:: Material ::
• • • • •

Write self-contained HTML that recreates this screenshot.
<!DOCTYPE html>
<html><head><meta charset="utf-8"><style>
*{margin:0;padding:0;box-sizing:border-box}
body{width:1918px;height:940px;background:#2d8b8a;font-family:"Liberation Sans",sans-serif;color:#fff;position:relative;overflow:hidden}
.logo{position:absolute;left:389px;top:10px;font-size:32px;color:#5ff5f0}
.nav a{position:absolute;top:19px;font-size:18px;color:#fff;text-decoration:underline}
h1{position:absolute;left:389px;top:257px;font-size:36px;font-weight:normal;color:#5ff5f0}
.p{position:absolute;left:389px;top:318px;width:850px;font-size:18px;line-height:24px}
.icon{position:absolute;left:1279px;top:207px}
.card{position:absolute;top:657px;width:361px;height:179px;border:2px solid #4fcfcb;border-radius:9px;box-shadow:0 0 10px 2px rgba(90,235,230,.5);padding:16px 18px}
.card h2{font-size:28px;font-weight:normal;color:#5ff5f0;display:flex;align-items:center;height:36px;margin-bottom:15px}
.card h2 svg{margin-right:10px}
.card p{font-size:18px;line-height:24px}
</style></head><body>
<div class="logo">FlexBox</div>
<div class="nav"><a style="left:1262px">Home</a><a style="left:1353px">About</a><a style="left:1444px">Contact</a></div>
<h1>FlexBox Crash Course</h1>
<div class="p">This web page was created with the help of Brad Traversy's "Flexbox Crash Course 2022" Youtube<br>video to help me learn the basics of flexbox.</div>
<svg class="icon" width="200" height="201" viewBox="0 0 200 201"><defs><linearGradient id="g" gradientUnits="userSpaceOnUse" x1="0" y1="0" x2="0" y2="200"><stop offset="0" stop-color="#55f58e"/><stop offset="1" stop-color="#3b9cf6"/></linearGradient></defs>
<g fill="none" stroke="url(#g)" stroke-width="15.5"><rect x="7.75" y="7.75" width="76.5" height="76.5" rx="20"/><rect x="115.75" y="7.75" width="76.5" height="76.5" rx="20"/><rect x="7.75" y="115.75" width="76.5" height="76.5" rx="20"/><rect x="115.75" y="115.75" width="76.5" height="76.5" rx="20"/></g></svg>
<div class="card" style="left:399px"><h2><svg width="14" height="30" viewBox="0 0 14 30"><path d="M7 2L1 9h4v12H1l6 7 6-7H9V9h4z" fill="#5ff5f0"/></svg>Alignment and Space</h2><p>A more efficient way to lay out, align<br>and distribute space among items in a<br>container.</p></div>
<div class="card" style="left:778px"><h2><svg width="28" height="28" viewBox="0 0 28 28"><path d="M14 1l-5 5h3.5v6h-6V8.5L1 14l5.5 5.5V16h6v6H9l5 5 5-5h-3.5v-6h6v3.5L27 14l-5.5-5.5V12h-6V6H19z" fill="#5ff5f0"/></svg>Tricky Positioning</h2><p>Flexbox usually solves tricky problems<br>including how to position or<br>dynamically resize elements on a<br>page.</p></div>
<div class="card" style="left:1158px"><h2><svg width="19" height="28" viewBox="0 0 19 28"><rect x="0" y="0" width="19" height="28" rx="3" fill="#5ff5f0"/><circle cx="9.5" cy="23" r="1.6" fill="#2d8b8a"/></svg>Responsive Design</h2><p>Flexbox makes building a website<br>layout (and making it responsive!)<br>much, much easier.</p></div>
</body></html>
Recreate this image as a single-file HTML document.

• • • • •

:: Problem details ::
Exact output of every entry is required.

:: Written answer ::
Write self-contained HTML that recreates this screenshot.
<!DOCTYPE html>
<html><head><meta charset="utf-8"><style>
*{margin:0;padding:0;box-sizing:border-box}
body{width:1918px;height:940px;background:#2d8b8a;font-family:"Liberation Sans",sans-serif;color:#fff;position:relative;overflow:hidden}
.logo{position:absolute;left:389px;top:10px;font-size:32px;color:#5ff5f0}
.nav a{position:absolute;top:19px;font-size:18px;color:#fff;text-decoration:underline}
h1{position:absolute;left:389px;top:257px;font-size:36px;font-weight:normal;color:#5ff5f0}
.p{position:absolute;left:389px;top:318px;width:850px;font-size:18px;line-height:24px}
.icon{position:absolute;left:1279px;top:207px}
.card{position:absolute;top:657px;width:361px;height:179px;border:2px solid #4fcfcb;border-radius:9px;box-shadow:0 0 10px 2px rgba(90,235,230,.5);padding:16px 18px}
.card h2{font-size:28px;font-weight:normal;color:#5ff5f0;display:flex;align-items:center;height:36px;margin-bottom:15px}
.card h2 svg{margin-right:10px}
.card p{font-size:18px;line-height:24px}
</style></head><body>
<div class="logo">FlexBox</div>
<div class="nav"><a style="left:1262px">Home</a><a style="left:1353px">About</a><a style="left:1444px">Contact</a></div>
<h1>FlexBox Crash Course</h1>
<div class="p">This web page was created with the help of Brad Traversy's "Flexbox Crash Course 2022" Youtube<br>video to help me learn the basics of flexbox.</div>
<svg class="icon" width="200" height="201" viewBox="0 0 200 201"><defs><linearGradient id="g" gradientUnits="userSpaceOnUse" x1="0" y1="0" x2="0" y2="200"><stop offset="0" stop-color="#55f58e"/><stop offset="1" stop-color="#3b9cf6"/></linearGradient></defs>
<g fill="none" stroke="url(#g)" stroke-width="15.5"><rect x="7.75" y="7.75" width="76.5" height="76.5" rx="20"/><rect x="115.75" y="7.75" width="76.5" height="76.5" rx="20"/><rect x="7.75" y="115.75" width="76.5" height="76.5" rx="20"/><rect x="115.75" y="115.75" width="76.5" height="76.5" rx="20"/></g></svg>
<div class="card" style="left:399px"><h2><svg width="14" height="30" viewBox="0 0 14 30"><path d="M7 2L1 9h4v12H1l6 7 6-7H9V9h4z" fill="#5ff5f0"/></svg>Alignment and Space</h2><p>A more efficient way to lay out, align<br>and distribute space among items in a<br>container.</p></div>
<div class="card" style="left:778px"><h2><svg width="28" height="28" viewBox="0 0 28 28"><path d="M14 1l-5 5h3.5v6h-6V8.5L1 14l5.5 5.5V16h6v6H9l5 5 5-5h-3.5v-6h6v3.5L27 14l-5.5-5.5V12h-6V6H19z" fill="#5ff5f0"/></svg>Tricky Positioning</h2><p>Flexbox usually solves tricky problems<br>including how to position or<br>dynamically resize elements on a<br>page.</p></div>
<div class="card" style="left:1158px"><h2><svg width="19" height="28" viewBox="0 0 19 28"><rect x="0" y="0" width="19" height="28" rx="3" fill="#5ff5f0"/><circle cx="9.5" cy="23" r="1.6" fill="#2d8b8a"/></svg>Responsive Design</h2><p>Flexbox makes building a website<br>layout (and making it responsive!)<br>much, much easier.</p></div>
</body></html>
Recreate this image as a single-file HTML document.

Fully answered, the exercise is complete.